The author guides readers through the specific, example-oriented procedure of conceiving, writing and perfecting parodies in this witty, if at times unfocused, satirical manual. He begins with a dissection of three main categories of satire: “banging,” a head-on collision between a thing and its opposite; “binding,” productive tension between a thing and its opposite; and “blending,” the merging of the two. These and other “multistable” categories are explored in light of Chambers’ claim that “all multistable art is parodic, [and] that such art is, in fact, the hallmark of parody.” Chambers is pointed in his championing of parody, citing its generative effects throughout the history of literature: “For nearly two thousand years our forebears learned writing skills by copying, then parodically imitating exemplary texts on their way to flying off on their own.” While such claims are open to debate, the pragmatic approach Chambers employs in teaching the techniques of understanding and generating parodies is refreshingly straightforward.
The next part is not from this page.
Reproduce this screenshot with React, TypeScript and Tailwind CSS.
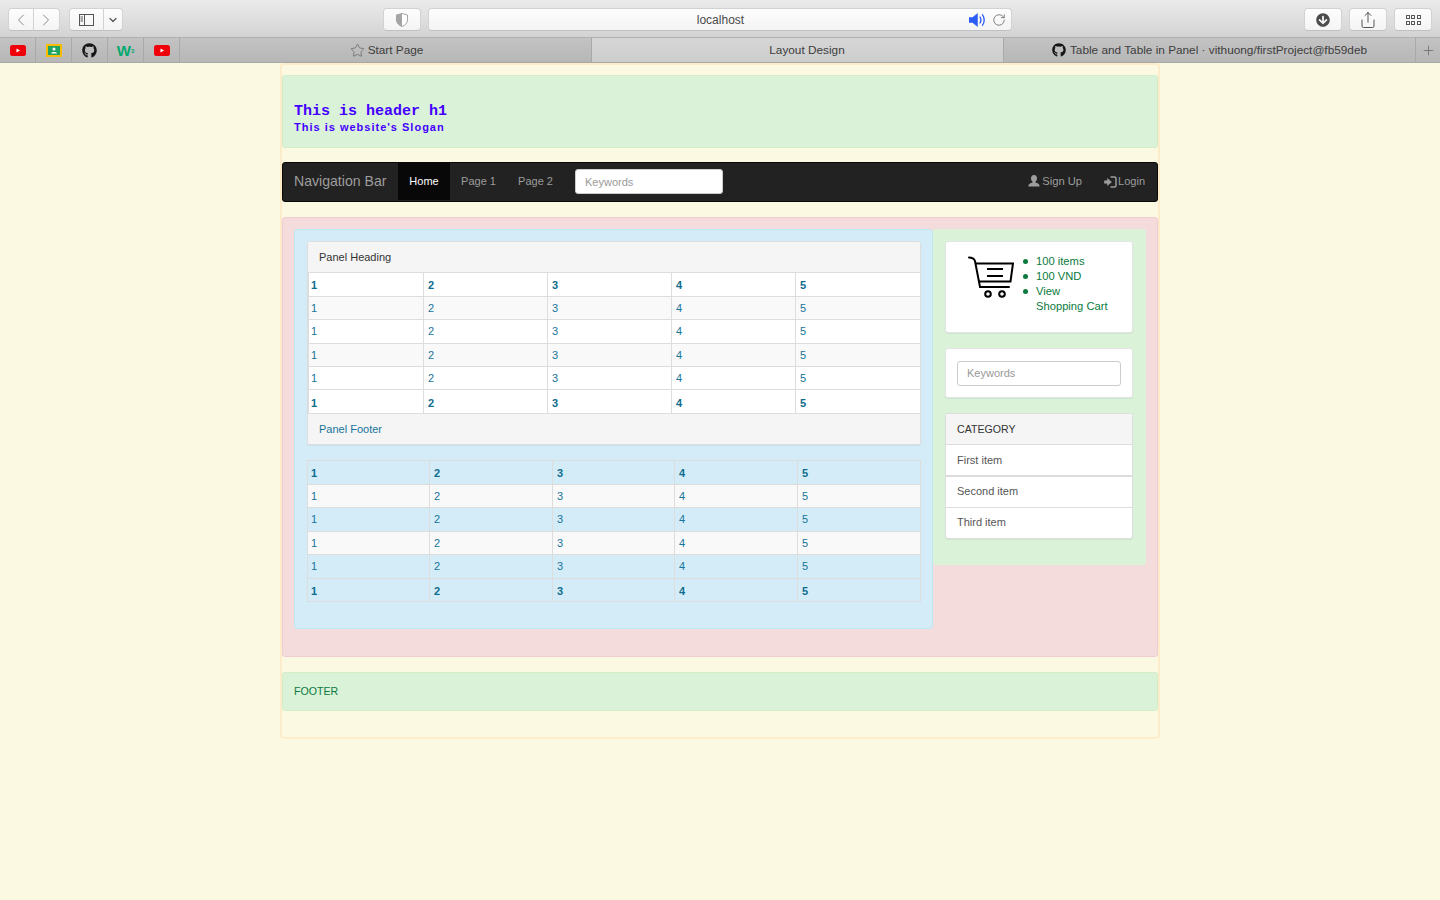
import React from 'react';
import { ChevronLeft, ChevronRight, ChevronDown, Star, Plus, RotateCw, Share } from 'lucide-react';
import { FaGithub, FaArrowCircleDown } from 'react-icons/fa';

const ToolButton = ({ className, children }: { className: string; children?: React.ReactNode }) => (
  <div className={`h-[23px] rounded-[4px] border border-[#d2d2d2] border-b-[#c0c0c0] bg-gradient-to-b from-[#fdfdfd] to-[#f4f4f4] flex items-center justify-center ${className}`}>
    {children}
  </div>
);

const YoutubeIcon = () => (
  <svg width="16" height="11" viewBox="0 0 16 11">
    <rect width="16" height="11" rx="2.5" fill="#f00008" />
    <path d="M6.5 3.5 L10 5.5 L6.5 7.5 Z" fill="#fff" />
  </svg>
);

const ClassroomIcon = () => (
  <svg width="16" height="13" viewBox="0 0 16 13">
    <rect width="16" height="13" fill="#f9bc05" />
    <rect x="2" y="2" width="12" height="9" fill="#1fa463" />
    <circle cx="8" cy="5" r="1.5" fill="#fff" />
    <path d="M5 9.5 C5 7.5 11 7.5 11 9.5 Z" fill="#fff" />
  </svg>
);

const SpeakerIcon = () => (
  <svg width="18" height="14" viewBox="0 0 18 14" fill="none" stroke="#2c5cf6">
    <path d="M0 4.5 H3.5 L8.5 0.5 V13.5 L3.5 9.5 H0 Z" fill="#2c5cf6" strokeWidth="0.5" />
    <path d="M11 4 C12.2 5.8 12.2 8.2 11 10 M13.5 1.8 C15.8 4.8 15.8 9.2 13.5 12.2" strokeWidth="1.3" strokeLinecap="round" />
  </svg>
);

const Favicon = ({ children }: { children: React.ReactNode }) => (
  <div className="w-[36px] h-full border-r border-[#a9a9a9] flex items-center justify-center">{children}</div>
);

const BrowserChrome = () => (
  <div className="h-[63px] shrink-0 flex flex-col border-b border-[#a8a8a8]">
    <div className="h-[38px] pt-[8px] pl-[8px] pr-[8px] flex border-b border-[#b0b0b0] bg-gradient-to-b from-[#ebebeb] to-[#d3d3d3]">
      <ToolButton className="w-[26px] rounded-r-none">
        <ChevronLeft size={20} strokeWidth={1.2} className="text-[#8a8a8a]" />
      </ToolButton>
      <ToolButton className="w-[26px] rounded-l-none border-l-0">
        <ChevronRight size={20} strokeWidth={1.2} className="text-[#8a8a8a]" />
      </ToolButton>
      <ToolButton className="w-[35px] ml-[9px] rounded-r-none">
        <svg width="15" height="12" viewBox="0 0 15 12" fill="none" stroke="#555" strokeWidth="1">
          <rect x="0.5" y="0.5" width="14" height="11" />
          <path d="M5.5 0.5 V11.5 M1.5 3 H4 M1.5 5 H4 M1.5 7 H4" />
        </svg>
      </ToolButton>
      <ToolButton className="w-[19px] rounded-l-none border-l-0">
        <ChevronDown size={12} strokeWidth={2.4} className="text-[#555]" />
      </ToolButton>
      <ToolButton className="w-[38px] ml-[260px]">
        <svg width="12" height="14" viewBox="0 0 12 14">
          <path d="M6 0.5 L11.5 2 V7 C11.5 10 9 12.5 6 13.5 C3 12.5 0.5 10 0.5 7 V2 Z" fill="#fff" stroke="#a5a5a5" />
          <path d="M6 0.5 V13.5 C3 12.5 0.5 10 0.5 7 V2 Z" fill="#a5a5a5" />
        </svg>
      </ToolButton>
      <ToolButton className="w-[585px] ml-[7px] !grid grid-cols-[1fr_auto_1fr]">
        <span />
        <span className="text-[12px] text-[#4a4a4a] ml-[1px]">localhost</span>
        <span className="flex items-center justify-end pr-[5px] gap-[5px]">
          <SpeakerIcon />
          <RotateCw size={14} strokeWidth={1.3} className="text-[#5f5f5f]" />
        </span>
      </ToolButton>
      <ToolButton className="w-[38px] ml-[292px]">
        <FaArrowCircleDown size={14} className="text-[#4c4c4c]" />
      </ToolButton>
      <ToolButton className="w-[38px] ml-[7px]">
        <Share size={18} strokeWidth={1.2} className="text-[#444]" />
      </ToolButton>
      <ToolButton className="w-[38px] ml-[7px]">
        <span className="grid grid-cols-3 gap-x-[1.5px] gap-y-[2px]">
          {[0, 1, 2, 3, 4, 5].map((i) => (
            <span key={i} className="w-[4px] h-[4px] border border-[#555] rounded-[0.5px]" />
          ))}
        </span>
      </ToolButton>
    </div>
    <div className="flex-1 flex text-[11.8px] text-[#3d3d3d] bg-gradient-to-b from-[#c3c3c3] to-[#b7b7b7]">
      <Favicon><YoutubeIcon /></Favicon>
      <Favicon><ClassroomIcon /></Favicon>
      <Favicon><FaGithub size={15} className="text-[#161616]" /></Favicon>
      <Favicon>
        <span className="text-[15px] leading-none font-bold text-[#04aa6d]">
          W<sup className="text-[6px]">3</sup>
        </span>
      </Favicon>
      <Favicon><YoutubeIcon /></Favicon>
      <div className="w-[412px] pl-[2px] flex items-center justify-center gap-[3px] border-r border-[#a9a9a9]">
        <Star size={15} strokeWidth={1} className="text-[#555]" />
        <span className="pt-[1px]">Start Page</span>
      </div>
      <div className="w-[411px] flex items-center justify-center bg-gradient-to-b from-[#d6d6d6] to-[#cdcdcd] pl-[19px]">
        <span className="pt-[1px]">Layout Design</span>
      </div>
      <div className="w-[413px] flex items-center justify-center gap-[4px] border-x border-[#a9a9a9]">
        <FaGithub size={14} className="text-[#161616]" />
        <span className="pt-[1px]">Table and Table in Panel · vithuong/firstProject@fb59deb</span>
      </div>
      <div className="flex-1 flex items-center justify-center">
        <Plus size={15} strokeWidth={1} className="text-[#555]" />
      </div>
    </div>
  </div>
);

type TableProps = { cols: string[]; heights: string[]; firstPad: string; lastRowPad: string };

const DataTable = ({ cols, heights, firstPad, lastRowPad }: TableProps) => (
  <table className="w-full table-fixed border-collapse text-[11px] text-[#17749a]">
    <colgroup>
      {cols.map((c, i) => (
        <col key={i} className={c} />
      ))}
    </colgroup>
    <tbody>
      {heights.map((h, r) => {
        const bold = r === 0 || r === 5;
        return (
          <tr key={r} className={`${h} ${r % 2 === 1 && r !== 5 ? 'bg-[#f9f9f9]' : ''}`}>
            {[1, 2, 3, 4, 5].map((n) => (
              <td
                key={n}
                className={`border border-[#dddddd] pr-[4px] pb-0 ${n === 1 ? firstPad : 'pl-[4px]'} ${bold ? 'font-bold text-[#0f6c8e]' : ''} ${r === 5 ? lastRowPad : r === 0 ? 'pt-[1px]' : 'pt-0'}`}
              >
                {n}
              </td>
            ))}
          </tr>
        );
      })}
    </tbody>
  </table>
);

const CartIcon = () => (
  <svg width="46" height="44" viewBox="0 0 46 44" fill="none" stroke="#000" strokeWidth="2" className="shrink-0">
    <path d="M1 1.5 C4 1.5 6 2.5 7 5 L12 31 H41" strokeLinecap="round" />
    <path d="M7.5 7.5 H45 L42.5 25.5 H11" />
    <path d="M19 13 H35 M19 20 H35" />
    <circle cx="20" cy="38" r="2.8" />
    <circle cx="34" cy="38" r="2.8" />
  </svg>
);

const CartLine = ({ children }: { children: React.ReactNode }) => (
  <li className="flex">
    <span className="w-[5px] h-[5px] mt-[5px] mr-[8px] rounded-full bg-[#0b7a3e] shrink-0" />
    <span>{children}</span>
  </li>
);

const KeywordsInput = ({ className }: { className: string }) => (
  <input
    placeholder="Keywords"
    readOnly
    className={`bg-white rounded-[3px] px-[9px] text-[11px] placeholder:text-[#999] outline-none ${className}`}
  />
);

const CategoryItem = ({ label, className }: { label: string; className: string }) => (
  <div className={`px-[11px] flex items-center text-[#555] ${className}`}>{label}</div>
);

export default function App() {
  return (
    <div className="min-h-[900px] flex flex-col bg-[#fcf9e3] text-[11px] text-[#333] [font-family:'Liberation_Sans',Arial,sans-serif]">
      <BrowserChrome />

      <div className="w-[880px] ml-[280px] h-[676px] border-2 border-[#fdecca] rounded-[4px] pt-[10px]">
        {/* header */}
        <div className="h-[73px] bg-[#d9f2d8] border border-[#d3edc9] rounded-[3px] px-[11px] pt-[27px] text-[#4400ff]">
          <h1 className="text-[15px] leading-[17px] font-bold [font-family:'Liberation_Mono',monospace]">This is header h1</h1>
          <p className="text-[11px] leading-[15px] font-bold tracking-[1px]">This is website's Slogan</p>
        </div>

        {/* navbar */}
        <div className="h-[40px] mt-[14px] bg-[#222222] border border-[#080808] rounded-[3px] flex text-[#9d9d9d]">
          <div className="w-[115px] pl-[11px] pb-[1px] flex items-center text-[14.1px]">Navigation Bar</div>
          <div className="w-[52px] h-[37px] bg-[#080808] text-white flex items-center justify-center">Home</div>
          <div className="w-[57px] h-[37px] flex items-center justify-center">Page 1</div>
          <div className="w-[57px] h-[37px] flex items-center justify-center">Page 2</div>
          <KeywordsInput className="w-[148px] h-[25px] mt-[6px] ml-[11px] pt-[1px] border border-[#cccccc]" />
          <div className="ml-auto flex items-center gap-[22px] pr-[12px] h-[37px]">
            <span className="flex items-center gap-[2px] text-[11.2px]">
              <svg width="12" height="12" viewBox="0 0 12 12" fill="#9d9d9d">
                <path d="M6 0 C8 0 9 1.6 9 3.4 C9 5 8.2 6.2 7.4 6.8 V7.6 C9.4 8.2 11.6 8.8 11.6 11.6 H0.4 C0.4 8.8 2.6 8.2 4.6 7.6 V6.8 C3.8 6.2 3 5 3 3.4 C3 1.6 4 0 6 0 Z" />
              </svg>
              Sign Up
            </span>
            <span className="flex items-center gap-[1px]">
              <svg width="13" height="12" viewBox="0 0 13 12" fill="none" stroke="#9d9d9d">
                <path d="M0.5 4.8 H3.5 V2.6 L7.5 6 L3.5 9.4 V7.2 H0.5 Z" fill="#9d9d9d" strokeWidth="0.6" />
                <path d="M6.5 1 H10.5 C11.6 1 12 1.6 12 2.5 V9.5 C12 10.4 11.6 11 10.5 11 H6.5" strokeWidth="1.5" />
              </svg>
              Login
            </span>
          </div>
        </div>

        {/* main */}
        <div className="h-[440px] mt-[15px] bg-[#f5dcdc] border border-[#f2ccd3] rounded-[3px] px-[11px] pt-[11px] flex items-start">
          <div className="w-[639px] h-[400px] bg-[#d3ecf8] border border-[#bce8f1] rounded-[3px] pl-[12px] pr-[11px] pt-[11px]">
            <div className="bg-white border border-[#dddddd] rounded-[3px] shadow-[0_1px_1px_rgba(0,0,0,0.05)] overflow-hidden">
              <div className="h-[30px] px-[11px] flex items-center bg-[#f5f5f5]">Panel Heading</div>
              <DataTable
                cols={['w-[115px]', 'w-[124px]', 'w-[124px]', 'w-[124px]', 'w-[125px]']}
                heights={['h-[24px]', 'h-[23px]', 'h-[24px]', 'h-[23px]', 'h-[23px]', 'h-[24px]']}
                firstPad="pl-[2px]"
                lastRowPad="pt-[4px]"
              />
              <div className="h-[30px] px-[11px] flex items-center bg-[#f5f5f5] text-[#17749a]">Panel Footer</div>
            </div>
            <div className="mt-[15px] mr-[1px]">
              <DataTable
                cols={['w-[122px]', 'w-[123px]', 'w-[122px]', 'w-[123px]', 'w-[123px]']}
                heights={['h-[24px]', 'h-[23px]', 'h-[24px]', 'h-[23px]', 'h-[24px]', 'h-[23px]']}
                firstPad="pl-[3px]"
                lastRowPad="pt-[2px]"
              />
            </div>
          </div>

          <div className="w-[213px] h-[336px] bg-[#d9f2d8] rounded-[3px] pl-[12px] pr-[13px] pt-[12px] flex flex-col gap-[15px]">
            <div className="h-[92px] bg-white border border-[#e4e4e4] rounded-[3px] shadow-[0_1px_1px_rgba(0,0,0,0.05)] pl-[22px] pt-[14px] flex">
              <CartIcon />
              <ul className="ml-[9px] text-[#0b7a3e] text-[11.2px] leading-[15px] mt-[-2px]">
                <CartLine>100 items</CartLine>
                <CartLine>100 VND</CartLine>
                <CartLine>View<br />Shopping Cart</CartLine>
              </ul>
            </div>
            <div className="h-[50px] bg-white border border-[#e4e4e4] rounded-[3px] shadow-[0_1px_1px_rgba(0,0,0,0.05)] px-[11px] pt-[12px]">
              <KeywordsInput className="w-[164px] h-[25px] pb-[2px] border border-[#cccccc]" />
            </div>
            <div className="bg-white border border-[#dddddd] rounded-[3px] shadow-[0_1px_1px_rgba(0,0,0,0.05)] overflow-hidden">
              <div className="h-[31px] px-[11px] pt-[1px] flex items-center bg-[#f5f5f5] border-b border-[#dddddd] text-[10.6px]">CATEGORY</div>
              <CategoryItem label="First item" className="h-[32px] border-b-2 border-[#dddddd]" />
              <CategoryItem label="Second item" className="h-[31px] pb-[2px] border-b border-[#dddddd]" />
              <CategoryItem label="Third item" className="h-[30px] pb-[1px]" />
            </div>
          </div>
        </div>

        {/* footer */}
        <div className="h-[39px] mt-[15px] bg-[#d9f2d8] border border-[#d3edc9] rounded-[3px] px-[11px] flex items-center text-[10.6px] text-[#0b7a3e]">FOOTER</div>
      </div>
    </div>
  );
}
He encourages beginners to try parodying newspaper articles or New Yorker notices, including (sometimes unwisely) many parodies of his own composition by way of example. The book itself operates as a parody of do-it-yourself manuals with similarly grandiose titles. Chambers writes, “What sets the parody apart from mere simple irony (which is certainly present) is its hoaxy duality.” That duality is cheerfully present on every page of this book. Chambers’ own career as a published parodist spanned only three years (1978–1981) and a small handful of venues, but the usefulness of his exercises and insights here speaks of a lifetimes’ study.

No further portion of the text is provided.